Day 1,440: ‘Operation Warp Speed’ now moving at a snail’s pace
Donald Trump dubbed the public-private partnership to get a COVID-19 vaccine developed, manufactured and distributed Operation Warp Speed.
Despite OWS, however, vaccines were created outside the program (Pfizer) at the same rate as those inside the program (Moderna). Still, the development and approval of highly effective vaccines in under a year was a tremendous accomplishment for the doctors and scientists who spent long hours and sleepless nights getting it right.
But the Trump administration has seemingly been caught totally off guard by the “distribution” part of OWS.
First, they turned down the chance to buy 100 million more doses of the Pfizer vaccine. The failure may delay the additional doses of a huge chunk of the American population for six or more months.
Pfizer is now negotiating with the Trump administration to provide more vaccine doses, but the company cannot guarantee that it will deliver more than the initial 100 million before the summer, per the NYT.
In terms of how many doses the administration has versus how many they promised, the numbers are ever-changing, but have steadily plummeted from projections.

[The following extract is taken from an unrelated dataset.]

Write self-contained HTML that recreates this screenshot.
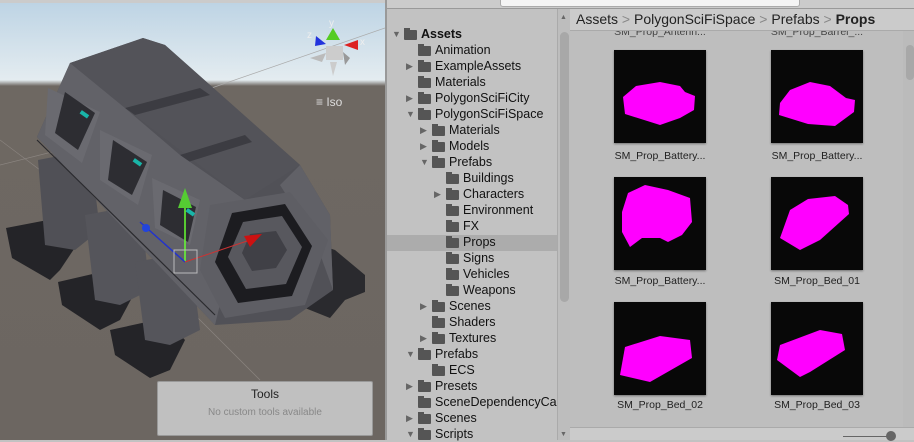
<!DOCTYPE html>
<html><head><meta charset="utf-8"><style>
*{margin:0;padding:0;box-sizing:border-box}
body{width:914px;height:440px;overflow:hidden;background:#c2c2c2;font-family:"Liberation Sans",sans-serif;position:relative}
.abs{position:absolute}
.row{position:absolute;left:386px;width:171px;height:16px;font-size:12.5px;line-height:16px;color:#111;white-space:nowrap;overflow:hidden}
.row .ar{position:absolute;top:0;font-size:9px;color:#666}
.row .fd{position:absolute;top:4px;width:13px;height:10px;background:#555;border-radius:1px}
.row .fd:before{content:"";position:absolute;left:0;top:-2px;width:6px;height:3px;background:#555}
.row .tx{position:absolute;top:0}
.th{position:absolute;width:92px;height:93px;background:#080808;box-shadow:0 1px 2px rgba(0,0,0,.4)}
.lb{position:absolute;width:150px;text-align:center;font-size:10.5px;color:#222}
</style></head><body>
<div class="abs" style="left:0;top:0;width:385px;height:440px;overflow:hidden;background:linear-gradient(#bcd3e4 0,#e4ecf0 80px,#6e6862 86px,#6c6661 440px)">
<svg width="385" height="440" style="position:absolute;left:0;top:0">
<line x1="200" y1="92" x2="385" y2="28" stroke="#aaa" stroke-width="0.7"/>
<line x1="0" y1="165" x2="60" y2="150" stroke="#8a847f" stroke-width="0.7"/>
<line x1="0" y1="140" x2="40" y2="170" stroke="#8a847f" stroke-width="0.7"/>
<line x1="190" y1="310" x2="260" y2="380" stroke="#8a847f" stroke-width="0.7"/>
<!-- feet -->
<polygon points="6,228 58,218 80,240 60,270 50,280 12,258" fill="#242428"/>
<polygon points="58,282 110,270 135,292 120,320 100,330 62,305" fill="#242428"/>
<polygon points="110,330 165,318 185,340 170,370 150,378 115,355" fill="#242428"/>
<polygon points="320,245 335,250 365,275 365,292 345,300 330,318 305,308 310,280" fill="#2a2a2e"/>
<!-- legs -->
<polygon points="38,160 90,150 100,230 75,250 45,245" fill="#505056"/>
<polygon points="85,215 140,205 150,290 120,305 95,300" fill="#55555b"/>
<polygon points="135,262 190,252 200,330 170,345 145,340" fill="#55555b"/>
<!-- body silhouette -->
<polygon points="37,137 70,63 143,38 165,45 300,165 330,215 333,290 290,320 215,325" fill="#515157"/>
<!-- roof -->
<polygon points="70,63 143,38 165,45 300,165 245,200 125,108" fill="#535359"/>
<polygon points="125,108 200,88 210,95 135,115" fill="#3c3c42"/>
<polygon points="180,155 245,135 252,142 188,162" fill="#3c3c42"/>
<polygon points="300,165 330,215 333,290 315,240 280,185" fill="#616167"/>
<!-- window face -->
<polygon points="37,137 70,63 125,108 180,155 245,200 215,325" fill="#626268"/>
<polygon points="48,88 100,112 82,163 45,135" fill="#6a6a70"/>
<polygon points="100,130 152,155 138,205 100,180" fill="#6a6a70"/>
<polygon points="152,178 200,200 190,245 155,228" fill="#6a6a70"/>
<polygon points="65,92 95,113 78,150 55,133" fill="#2d2d32"/>
<polygon points="113,140 147,162 132,195 108,180" fill="#2d2d32"/>
<polygon points="163,190 196,207 188,242 160,225" fill="#2d2d32"/>
<line x1="37" y1="140" x2="215" y2="315" stroke="#2a2a2e" stroke-width="1.2"/>
<rect x="80" y="112" width="9" height="4" fill="#19b5a8" transform="rotate(35 84 114)"/>
<rect x="133" y="160" width="9" height="4" fill="#19b5a8" transform="rotate(35 137 162)"/>
<rect x="186" y="210" width="9" height="4" fill="#19b5a8" transform="rotate(35 190 212)"/>
<!-- hex face -->
<polygon points="210,205 290,192 328,240 305,305 225,318 200,270" fill="#5e5e64"/>
<polygon points="232,213 285,204 312,246 292,296 238,303 215,262" fill="#1c1c20"/>
<polygon points="243,222 282,216 302,247 286,284 246,289 228,257" fill="#58585e"/>
<polygon points="250,234 276,231 287,250 276,268 252,271 242,253" fill="#404046"/>
<!-- gizmo -->
<line x1="185" y1="262" x2="185" y2="205" stroke="#6f3" stroke-width="1.5"/>
<polygon points="185,188 178,208 192,208" fill="#5c3"/>
<line x1="185" y1="262" x2="140" y2="222" stroke="#23c" stroke-width="1.5"/>
<circle cx="146" cy="228" r="4" fill="#24d"/>
<line x1="185" y1="262" x2="250" y2="240" stroke="#c33" stroke-width="1"/>
<polygon points="262,234 244,236 250,247" fill="#c11"/>
<rect x="174" y="250" width="23" height="23" fill="none" stroke="#bbb" stroke-width="1"/>
<!-- axis widget -->
<polygon points="333,28 326,40 340,40" fill="#5c2"/>
<polygon points="316,36 315,46 326,44" fill="#23d"/>
<polygon points="358,40 344,45 358,50" fill="#d22"/>
<polygon points="326,46 343,46 343,60 326,60" fill="#ccc"/>
<polygon points="310,58 326,53 322,62" fill="#bbb"/>
<polygon points="350,58 343,52 345,65" fill="#999"/>
<polygon points="330,62 337,62 333,76" fill="#ccc"/>
<text x="329" y="26" font-size="10" fill="#eee" font-family="Liberation Sans">y</text>
<text x="307" y="38" font-size="10" fill="#eee" font-family="Liberation Sans">z</text>
<text x="360" y="45" font-size="10" fill="#eee" font-family="Liberation Sans">x</text>
</svg>
<div class="abs" style="left:316px;top:95px;font-size:12px;color:#ddd">≡ Iso</div>
<div class="abs" style="left:157px;top:381px;width:216px;height:55px;background:#c0c0c0;border:1px solid #999;border-radius:2px;text-align:center">
<div style="font-size:12px;color:#222;margin-top:5px">Tools</div>
<div style="font-size:10px;color:#888;margin-top:6px">No custom tools available</div></div>
</div>
<div class="abs" style="left:0;top:0;width:385px;height:3px;background:#cbcbcb"></div>
<div class="abs" style="left:385px;top:0;width:2px;height:440px;background:#999"></div>
<div class="abs" style="left:387px;top:0;width:527px;height:9px;background:#cbcbcb;border-bottom:1px solid #999"></div>
<div class="abs" style="left:500px;top:-6px;width:300px;height:13px;background:#f4f4f4;border:1px solid #aaa;border-radius:3px"></div>
<div class="abs" style="left:387px;top:9px;width:170px;height:431px;background:#c2c2c2"></div>
<div class="abs" style="left:387px;top:235px;width:170px;height:16px;background:#acacac"></div>
<div class="abs" style="left:557px;top:9px;width:13px;height:431px;background:#bdbdbd;border-left:1px solid #aaa"></div>
<div class="abs" style="left:560px;top:32px;width:9px;height:270px;background:#a8a8a8;border-radius:5px"></div>
<div class="abs" style="left:560px;top:14px;font-size:7px;color:#666">▲</div>
<div class="abs" style="left:560px;top:431px;font-size:7px;color:#666">▼</div>
<div id="tree"></div>
<script>
var items=[["Assets",0,"o",1],["Animation",1,""],["ExampleAssets",1,"c"],["Materials",1,""],["PolygonSciFiCity",1,"c"],["PolygonSciFiSpace",1,"o"],["Materials",2,"c"],["Models",2,"c"],["Prefabs",2,"o"],["Buildings",3,""],["Characters",3,"c"],["Environment",3,""],["FX",3,""],["Props",3,""],["Signs",3,""],["Vehicles",3,""],["Weapons",3,""],["Scenes",2,"c"],["Shaders",2,""],["Textures",2,"c"],["Prefabs",1,"o"],["ECS",2,""],["Presets",1,"c"],["SceneDependencyCache",1,""],["Scenes",1,"c"],["Scripts",1,"o"]];
var h="";items.forEach(function(it,i){var y=26+i*16,b=it[1]*14;var s='<div class="row" style="top:'+y+'px">';
if(it[2])s+='<span class="ar" style="left:'+(b+6)+'px">'+(it[2]=="o"?"▼":"▶")+'</span>';
s+='<span class="fd" style="left:'+(b+18)+'px"></span><span class="tx" style="left:'+(b+35)+'px;'+(it[3]?'font-weight:bold':'')+'">'+it[0]+'</span></div>';h+=s;});
document.getElementById("tree").innerHTML=h;
</script>
<div class="abs" style="left:570px;top:9px;width:344px;height:418px;background:#bebebe"></div>
<div class="lb" style="left:585px;top:26px;color:#444">SM_Prop_Antenn...</div>
<div class="lb" style="left:742px;top:26px;color:#444">SM_Prop_Barrel_...</div>
<div class="abs" style="left:570px;top:9px;width:344px;height:22px;background:#cbcbcb;border-bottom:1px solid #aaa;font-size:14px;line-height:20px;color:#222;padding-left:6px;white-space:nowrap">Assets <span style="color:#888">&gt;</span> PolygonSciFiSpace <span style="color:#888">&gt;</span> Prefabs <span style="color:#888">&gt;</span> <b>Props</b></div>
<div class="abs" style="left:903px;top:31px;width:11px;height:396px;background:#bbb"></div>
<div class="abs" style="left:906px;top:45px;width:8px;height:35px;background:#a8a8a8;border-radius:4px"></div>
<div class="th" style="left:614px;top:50px"></div><div class="th" style="left:771px;top:50px"></div>
<div class="th" style="left:614px;top:177px"></div><div class="th" style="left:771px;top:177px"></div>
<div class="th" style="left:614px;top:302px"></div><div class="th" style="left:771px;top:302px"></div>
<svg class="abs" style="left:0;top:0" width="914" height="440">
<g fill="#ff00ff">
<polygon points="623,97 636,86 660,82 680,86 685,92 695,96 694,110 680,118 660,125 625,114"/>
<polygon points="780,103 790,90 810,82 830,86 846,98 855,100 854,112 835,126 808,124 779,115"/>
<polygon points="622,212 628,193 645,185 668,190 690,198 692,222 682,235 668,242 660,238 642,238 630,247 622,232"/>
<polygon points="780,238 790,210 808,199 835,196 848,205 849,214 820,240 800,250"/>
<polygon points="620,375 625,347 660,336 690,340 692,358 650,382"/>
<polygon points="777,360 780,345 820,330 842,334 845,350 810,372 800,377"/>
</g></svg>
<div class="lb" style="left:585px;top:150px">SM_Prop_Battery...</div>
<div class="lb" style="left:742px;top:150px">SM_Prop_Battery...</div>
<div class="lb" style="left:585px;top:275px">SM_Prop_Battery...</div>
<div class="lb" style="left:742px;top:275px">SM_Prop_Bed_01</div>
<div class="lb" style="left:585px;top:399px">SM_Prop_Bed_02</div>
<div class="lb" style="left:742px;top:399px">SM_Prop_Bed_03</div>
<div class="abs" style="left:570px;top:427px;width:344px;height:13px;background:#cbcbcb;border-top:1px solid #aaa"></div>
<div class="abs" style="left:843px;top:436px;width:50px;height:1px;background:#666"></div>
<div class="abs" style="left:886px;top:431px;width:10px;height:10px;background:#666;border-radius:5px"></div>
</body></html>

While the coronavirus pandemic continued to surge throughout the summer and fall, federal government officials repeatedly offered a ray of hope: enough vaccine doses to vaccinate 20 million Americans by the end of December.
One count, from the US Centers for Disease Control and Prevention, shows about 11.4 million doses have been distributed as of Monday morning and about 2.1 million have been administered — not even close to the goal Warp Speed originally set.
In October — perhaps not coincidentally, just weeks before the 2020 election — the HHS secretary, Alex Azar, claimed 100 million Americans could receive the vaccine by the end of the year.
Once vaccines arrive, states are left to fend for themselves on their paltry budgets with regard to the distribution and prioritization of the vaccine. With no real answers, states are passing the buck to individual providers and making them figure it out.
The Trump administration seemed more interested in having an exciting nickname — Trump seems to revel every time he mentions it publicly — than it did actually doing what was necessary to move a vaccine from creation through implementation. That’s painfully obvious post-election.
The program has slowed dramatically, as the distribution of the vaccine will take many months longer than it should have at tremendously higher cost — both financially and in loss of life.